ANC funding drying up because of the need to declare: Ramaphosa
The requirement that political parties declare their funding sources has dried up the well for the ANC as some businesses don’t want to be known for their associations with the ruling party.
This is according to President Cyril Ramaphosa, who said on Sunday some ANC funders have distanced themselves from the party because of the need to declare.
In an interview with eNCA, the president said while there are businesses that don’t take issue with this requirement, others prefer to remain anonymous.
“A number of people in business say, ‘We would like to fund but we don't want to be advertising.’ But there are others who say, ‘In terms of our own governance, we will be able to put it in our annual report that we funded a number of organisations.’
“There are business people who would say, ‘I don’t want, in running my business, to be on the front page of a newspaper.’ They are the ones who say, ‘I am not going to fund you,’” claimed the president.
Kgothatso Madisa reported for the Sunday Times that the ANC seeks to challenge the Political Party Funding Act, which has been in law for less than a year. It was implemented in April after it was signed by Ramaphosa in January last year.
The act requires parties to disclose funding sources of more than R100,000 and limits single donor funding to R15m per year.
ANC national executive committee member Dakota Legoete said the ANC was not the only party that wanted the law amended.

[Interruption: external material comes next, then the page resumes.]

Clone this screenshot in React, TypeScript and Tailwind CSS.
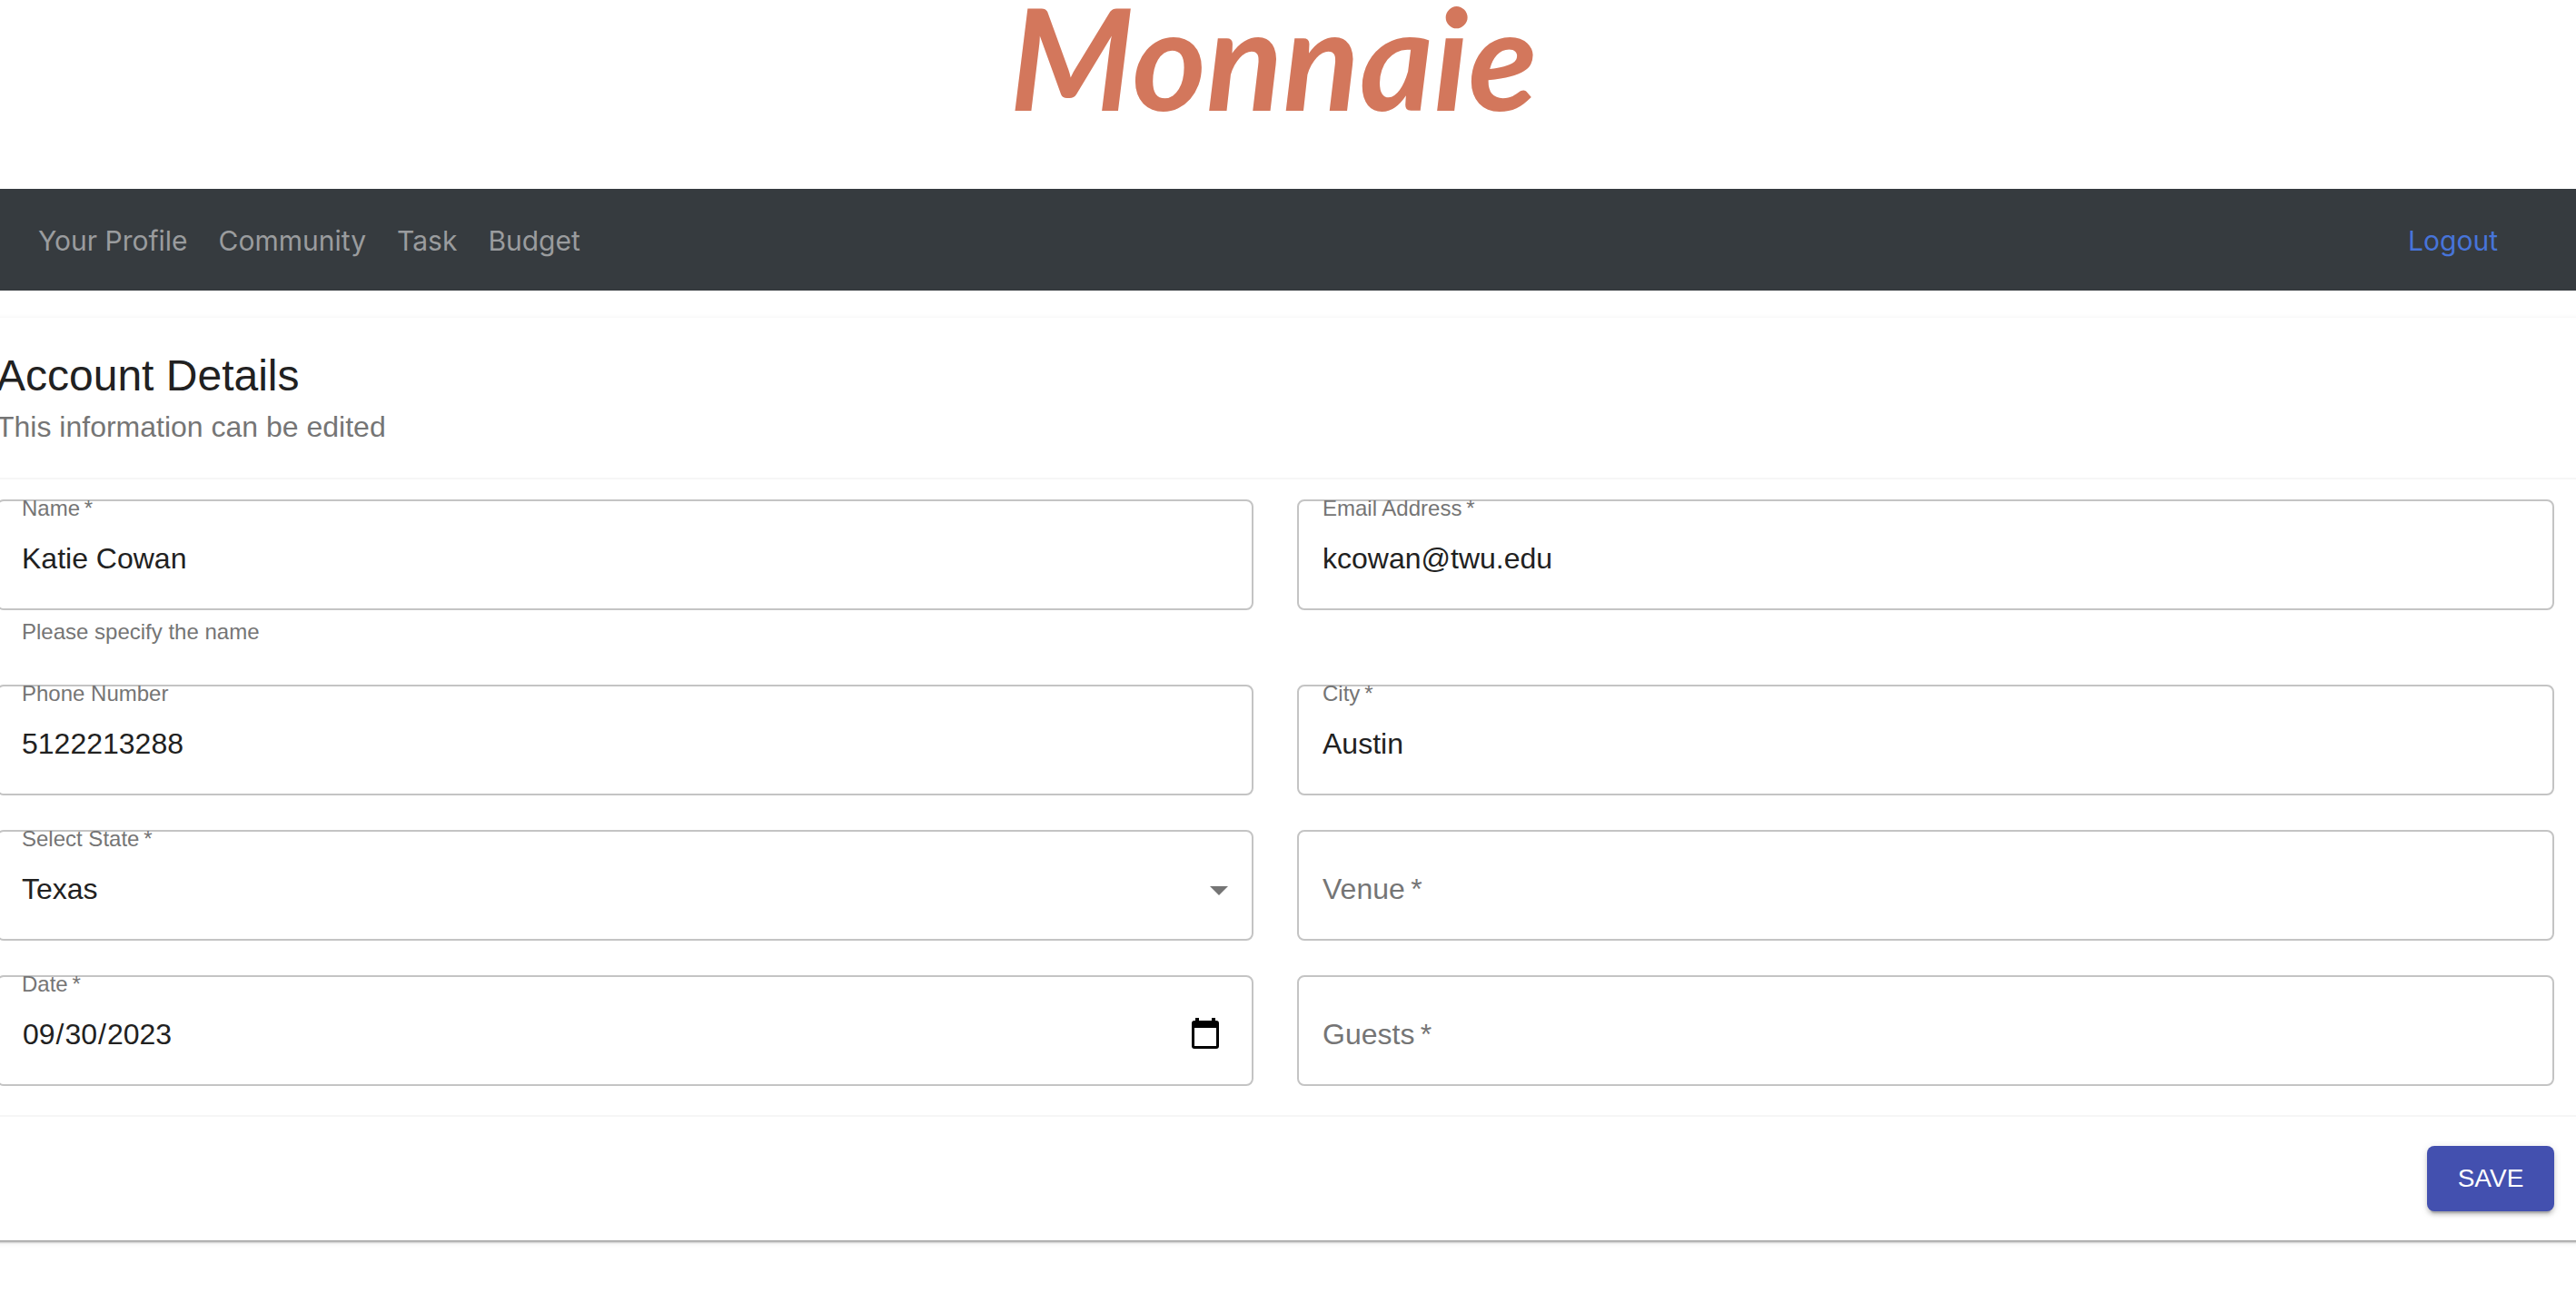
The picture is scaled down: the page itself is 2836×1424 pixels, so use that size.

“We are taking it back to parliament for it to be amended. It is not only the ANC who say the act must be amended. It includes the EFF, DA and other parties. We are all affected."
Legoete said the ruling party wanted the minimum and maximum funding threshold to be done away with.
“We want to amend it because what we are saying is that let the act not be rigid, but let’s rather bring regulations to control activities of parties."
In November last year, the Electoral Commission released the second-quarter funding disclosures.
The ANC received R22m in monetary donations, with Ramaphosa in his personal capacity and businessman Patrice Motsepe among its donors.
Ramaphosa made two donations of R166,000 and R200,000 and Motsepe’s African Rainbow Minerals donated R5.8m. The party’s biggest donor was the Chancellor House Trust, which does business on behalf of the party, which donated R15m.